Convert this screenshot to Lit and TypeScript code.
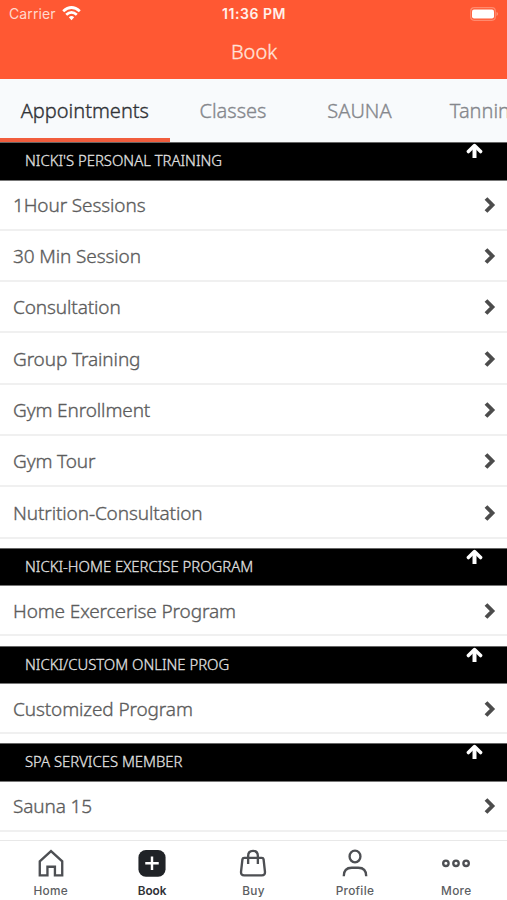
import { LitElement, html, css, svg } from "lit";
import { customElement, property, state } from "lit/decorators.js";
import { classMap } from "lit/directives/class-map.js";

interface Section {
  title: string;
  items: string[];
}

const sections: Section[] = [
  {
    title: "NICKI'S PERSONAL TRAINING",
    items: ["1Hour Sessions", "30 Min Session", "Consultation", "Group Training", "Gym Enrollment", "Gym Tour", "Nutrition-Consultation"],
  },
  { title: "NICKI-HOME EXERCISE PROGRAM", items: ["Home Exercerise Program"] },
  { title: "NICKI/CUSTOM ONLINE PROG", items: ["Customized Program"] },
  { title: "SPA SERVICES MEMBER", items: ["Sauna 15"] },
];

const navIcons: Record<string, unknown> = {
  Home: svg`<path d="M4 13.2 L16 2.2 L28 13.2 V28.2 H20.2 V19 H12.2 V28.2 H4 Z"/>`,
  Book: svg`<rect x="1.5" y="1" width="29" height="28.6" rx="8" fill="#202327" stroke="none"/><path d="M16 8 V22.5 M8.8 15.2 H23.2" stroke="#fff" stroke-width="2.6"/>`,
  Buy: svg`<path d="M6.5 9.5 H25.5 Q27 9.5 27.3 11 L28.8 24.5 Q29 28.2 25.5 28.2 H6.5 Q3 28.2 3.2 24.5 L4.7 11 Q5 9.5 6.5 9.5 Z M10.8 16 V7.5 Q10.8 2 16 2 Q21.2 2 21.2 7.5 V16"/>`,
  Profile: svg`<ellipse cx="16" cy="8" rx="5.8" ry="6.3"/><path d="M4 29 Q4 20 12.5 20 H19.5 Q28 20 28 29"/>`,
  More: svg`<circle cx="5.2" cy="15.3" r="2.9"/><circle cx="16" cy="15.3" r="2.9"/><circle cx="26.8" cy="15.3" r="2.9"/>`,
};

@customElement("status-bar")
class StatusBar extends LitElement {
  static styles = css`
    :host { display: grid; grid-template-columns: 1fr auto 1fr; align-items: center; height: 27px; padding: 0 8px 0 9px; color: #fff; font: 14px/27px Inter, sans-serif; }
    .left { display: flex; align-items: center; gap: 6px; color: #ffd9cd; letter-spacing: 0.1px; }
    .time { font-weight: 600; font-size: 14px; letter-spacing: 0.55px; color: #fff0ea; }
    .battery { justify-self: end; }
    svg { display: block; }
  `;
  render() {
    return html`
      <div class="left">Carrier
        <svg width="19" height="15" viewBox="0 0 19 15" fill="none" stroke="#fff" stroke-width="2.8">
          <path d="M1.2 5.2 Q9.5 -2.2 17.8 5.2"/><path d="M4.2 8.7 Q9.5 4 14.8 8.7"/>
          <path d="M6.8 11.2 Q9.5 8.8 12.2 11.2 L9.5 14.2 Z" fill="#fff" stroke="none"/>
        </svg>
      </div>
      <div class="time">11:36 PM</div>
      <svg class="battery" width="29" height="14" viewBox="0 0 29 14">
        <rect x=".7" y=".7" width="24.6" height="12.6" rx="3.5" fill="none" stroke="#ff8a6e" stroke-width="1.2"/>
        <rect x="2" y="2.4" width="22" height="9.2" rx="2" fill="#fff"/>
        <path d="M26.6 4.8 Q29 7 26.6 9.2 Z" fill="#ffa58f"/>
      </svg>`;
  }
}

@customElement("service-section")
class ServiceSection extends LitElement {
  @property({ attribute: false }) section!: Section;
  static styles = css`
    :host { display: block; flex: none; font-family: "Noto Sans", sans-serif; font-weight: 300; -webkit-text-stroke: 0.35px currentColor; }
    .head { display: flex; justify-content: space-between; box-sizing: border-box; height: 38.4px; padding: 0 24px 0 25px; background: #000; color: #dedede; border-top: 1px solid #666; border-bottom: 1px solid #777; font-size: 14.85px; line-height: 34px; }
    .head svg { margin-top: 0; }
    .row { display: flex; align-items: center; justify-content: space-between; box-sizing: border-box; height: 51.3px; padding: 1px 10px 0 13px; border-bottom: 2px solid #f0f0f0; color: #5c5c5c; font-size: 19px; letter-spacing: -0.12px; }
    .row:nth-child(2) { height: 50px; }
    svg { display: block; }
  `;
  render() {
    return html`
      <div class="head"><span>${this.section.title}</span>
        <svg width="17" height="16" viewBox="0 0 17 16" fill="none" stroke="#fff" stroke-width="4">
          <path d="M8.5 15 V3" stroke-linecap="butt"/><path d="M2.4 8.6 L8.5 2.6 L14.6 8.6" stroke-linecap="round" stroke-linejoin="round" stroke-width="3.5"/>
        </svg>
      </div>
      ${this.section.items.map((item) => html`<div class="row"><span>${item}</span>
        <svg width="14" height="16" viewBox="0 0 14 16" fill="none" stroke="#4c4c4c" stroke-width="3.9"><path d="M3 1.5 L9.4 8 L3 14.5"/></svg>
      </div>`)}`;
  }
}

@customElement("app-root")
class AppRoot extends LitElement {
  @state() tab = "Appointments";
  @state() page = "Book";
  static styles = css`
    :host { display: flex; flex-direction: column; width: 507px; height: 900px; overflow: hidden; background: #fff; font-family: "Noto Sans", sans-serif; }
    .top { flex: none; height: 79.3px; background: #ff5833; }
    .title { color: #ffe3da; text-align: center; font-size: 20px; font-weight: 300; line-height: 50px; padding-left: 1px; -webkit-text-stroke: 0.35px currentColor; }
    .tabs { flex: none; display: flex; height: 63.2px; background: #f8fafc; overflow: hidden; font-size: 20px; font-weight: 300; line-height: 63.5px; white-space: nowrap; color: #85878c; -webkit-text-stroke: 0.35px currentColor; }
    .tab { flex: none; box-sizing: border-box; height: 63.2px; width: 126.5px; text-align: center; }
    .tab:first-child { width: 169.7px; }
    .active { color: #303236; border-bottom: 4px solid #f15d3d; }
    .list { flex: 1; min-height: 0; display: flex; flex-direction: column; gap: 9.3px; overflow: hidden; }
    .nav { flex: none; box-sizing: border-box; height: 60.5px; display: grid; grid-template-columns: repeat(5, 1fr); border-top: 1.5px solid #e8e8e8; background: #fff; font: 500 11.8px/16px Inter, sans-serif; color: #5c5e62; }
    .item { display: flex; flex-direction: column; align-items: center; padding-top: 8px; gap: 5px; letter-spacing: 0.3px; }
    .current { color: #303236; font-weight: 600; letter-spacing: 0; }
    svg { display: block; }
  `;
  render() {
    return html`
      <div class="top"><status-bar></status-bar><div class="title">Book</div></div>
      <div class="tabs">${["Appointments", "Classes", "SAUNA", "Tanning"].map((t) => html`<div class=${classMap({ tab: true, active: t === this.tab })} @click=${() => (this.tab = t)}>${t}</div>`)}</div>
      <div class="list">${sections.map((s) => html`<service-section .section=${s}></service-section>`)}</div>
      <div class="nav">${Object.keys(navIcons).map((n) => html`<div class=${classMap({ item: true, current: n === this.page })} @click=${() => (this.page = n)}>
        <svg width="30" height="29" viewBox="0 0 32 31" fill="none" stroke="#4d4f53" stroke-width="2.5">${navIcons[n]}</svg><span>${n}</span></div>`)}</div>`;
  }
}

**What you are asked to do**.
Retype each line of the listing above word for word. Exclude the pictures.

**Result for this exercise**.
Convert this screenshot to Lit and TypeScript code.
import { LitElement, html, css, svg } from "lit";
import { customElement, property, state } from "lit/decorators.js";
import { classMap } from "lit/directives/class-map.js";

interface Section {
  title: string;
  items: string[];
}

const sections: Section[] = [
  {
    title: "NICKI'S PERSONAL TRAINING",
    items: ["1Hour Sessions", "30 Min Session", "Consultation", "Group Training", "Gym Enrollment", "Gym Tour", "Nutrition-Consultation"],
  },
  { title: "NICKI-HOME EXERCISE PROGRAM", items: ["Home Exercerise Program"] },
  { title: "NICKI/CUSTOM ONLINE PROG", items: ["Customized Program"] },
  { title: "SPA SERVICES MEMBER", items: ["Sauna 15"] },
];

const navIcons: Record<string, unknown> = {
  Home: svg`<path d="M4 13.2 L16 2.2 L28 13.2 V28.2 H20.2 V19 H12.2 V28.2 H4 Z"/>`,
  Book: svg`<rect x="1.5" y="1" width="29" height="28.6" rx="8" fill="#202327" stroke="none"/><path d="M16 8 V22.5 M8.8 15.2 H23.2" stroke="#fff" stroke-width="2.6"/>`,
  Buy: svg`<path d="M6.5 9.5 H25.5 Q27 9.5 27.3 11 L28.8 24.5 Q29 28.2 25.5 28.2 H6.5 Q3 28.2 3.2 24.5 L4.7 11 Q5 9.5 6.5 9.5 Z M10.8 16 V7.5 Q10.8 2 16 2 Q21.2 2 21.2 7.5 V16"/>`,
  Profile: svg`<ellipse cx="16" cy="8" rx="5.8" ry="6.3"/><path d="M4 29 Q4 20 12.5 20 H19.5 Q28 20 28 29"/>`,
  More: svg`<circle cx="5.2" cy="15.3" r="2.9"/><circle cx="16" cy="15.3" r="2.9"/><circle cx="26.8" cy="15.3" r="2.9"/>`,
};

@customElement("status-bar")
class StatusBar extends LitElement {
  static styles = css`
    :host { display: grid; grid-template-columns: 1fr auto 1fr; align-items: center; height: 27px; padding: 0 8px 0 9px; color: #fff; font: 14px/27px Inter, sans-serif; }
    .left { display: flex; align-items: center; gap: 6px; color: #ffd9cd; letter-spacing: 0.1px; }
    .time { font-weight: 600; font-size: 14px; letter-spacing: 0.55px; color: #fff0ea; }
    .battery { justify-self: end; }
    svg { display: block; }
  `;
  render() {
    return html`
      <div class="left">Carrier
        <svg width="19" height="15" viewBox="0 0 19 15" fill="none" stroke="#fff" stroke-width="2.8">
          <path d="M1.2 5.2 Q9.5 -2.2 17.8 5.2"/><path d="M4.2 8.7 Q9.5 4 14.8 8.7"/>
          <path d="M6.8 11.2 Q9.5 8.8 12.2 11.2 L9.5 14.2 Z" fill="#fff" stroke="none"/>
        </svg>
      </div>
      <div class="time">11:36 PM</div>
      <svg class="battery" width="29" height="14" viewBox="0 0 29 14">
        <rect x=".7" y=".7" width="24.6" height="12.6" rx="3.5" fill="none" stroke="#ff8a6e" stroke-width="1.2"/>
        <rect x="2" y="2.4" width="22" height="9.2" rx="2" fill="#fff"/>
        <path d="M26.6 4.8 Q29 7 26.6 9.2 Z" fill="#ffa58f"/>
      </svg>`;
  }
}

@customElement("service-section")
class ServiceSection extends LitElement {
  @property({ attribute: false }) section!: Section;
  static styles = css`
    :host { display: block; flex: none; font-family: "Noto Sans", sans-serif; font-weight: 300; -webkit-text-stroke: 0.35px currentColor; }
    .head { display: flex; justify-content: space-between; box-sizing: border-box; height: 38.4px; padding: 0 24px 0 25px; background: #000; color: #dedede; border-top: 1px solid #666; border-bottom: 1px solid #777; font-size: 14.85px; line-height: 34px; }
    .head svg { margin-top: 0; }
    .row { display: flex; align-items: center; justify-content: space-between; box-sizing: border-box; height: 51.3px; padding: 1px 10px 0 13px; border-bottom: 2px solid #f0f0f0; color: #5c5c5c; font-size: 19px; letter-spacing: -0.12px; }
    .row:nth-child(2) { height: 50px; }
    svg { display: block; }
  `;
  render() {
    return html`
      <div class="head"><span>${this.section.title}</span>
        <svg width="17" height="16" viewBox="0 0 17 16" fill="none" stroke="#fff" stroke-width="4">
          <path d="M8.5 15 V3" stroke-linecap="butt"/><path d="M2.4 8.6 L8.5 2.6 L14.6 8.6" stroke-linecap="round" stroke-linejoin="round" stroke-width="3.5"/>
        </svg>
      </div>
      ${this.section.items.map((item) => html`<div class="row"><span>${item}</span>
        <svg width="14" height="16" viewBox="0 0 14 16" fill="none" stroke="#4c4c4c" stroke-width="3.9"><path d="M3 1.5 L9.4 8 L3 14.5"/></svg>
      </div>`)}`;
  }
}

@customElement("app-root")
class AppRoot extends LitElement {
  @state() tab = "Appointments";
  @state() page = "Book";
  static styles = css`
    :host { display: flex; flex-direction: column; width: 507px; height: 900px; overflow: hidden; background: #fff; font-family: "Noto Sans", sans-serif; }
    .top { flex: none; height: 79.3px; background: #ff5833; }
    .title { color: #ffe3da; text-align: center; font-size: 20px; font-weight: 300; line-height: 50px; padding-left: 1px; -webkit-text-stroke: 0.35px currentColor; }
    .tabs { flex: none; display: flex; height: 63.2px; background: #f8fafc; overflow: hidden; font-size: 20px; font-weight: 300; line-height: 63.5px; white-space: nowrap; color: #85878c; -webkit-text-stroke: 0.35px currentColor; }
    .tab { flex: none; box-sizing: border-box; height: 63.2px; width: 126.5px; text-align: center; }
    .tab:first-child { width: 169.7px; }
    .active { color: #303236; border-bottom: 4px solid #f15d3d; }
    .list { flex: 1; min-height: 0; display: flex; flex-direction: column; gap: 9.3px; overflow: hidden; }
    .nav { flex: none; box-sizing: border-box; height: 60.5px; display: grid; grid-template-columns: repeat(5, 1fr); border-top: 1.5px solid #e8e8e8; background: #fff; font: 500 11.8px/16px Inter, sans-serif; color: #5c5e62; }
    .item { display: flex; flex-direction: column; align-items: center; padding-top: 8px; gap: 5px; letter-spacing: 0.3px; }
    .current { color: #303236; font-weight: 600; letter-spacing: 0; }
    svg { display: block; }
  `;
  render() {
    return html`
      <div class="top"><status-bar></status-bar><div class="title">Book</div></div>
      <div class="tabs">${["Appointments", "Classes", "SAUNA", "Tanning"].map((t) => html`<div class=${classMap({ tab: true, active: t === this.tab })} @click=${() => (this.tab = t)}>${t}</div>`)}</div>
      <div class="list">${sections.map((s) => html`<service-section .section=${s}></service-section>`)}</div>
      <div class="nav">${Object.keys(navIcons).map((n) => html`<div class=${classMap({ item: true, current: n === this.page })} @click=${() => (this.page = n)}>
        <svg width="30" height="29" viewBox="0 0 32 31" fill="none" stroke="#4d4f53" stroke-width="2.5">${navIcons[n]}</svg><span>${n}</span></div>`)}</div>`;
  }
}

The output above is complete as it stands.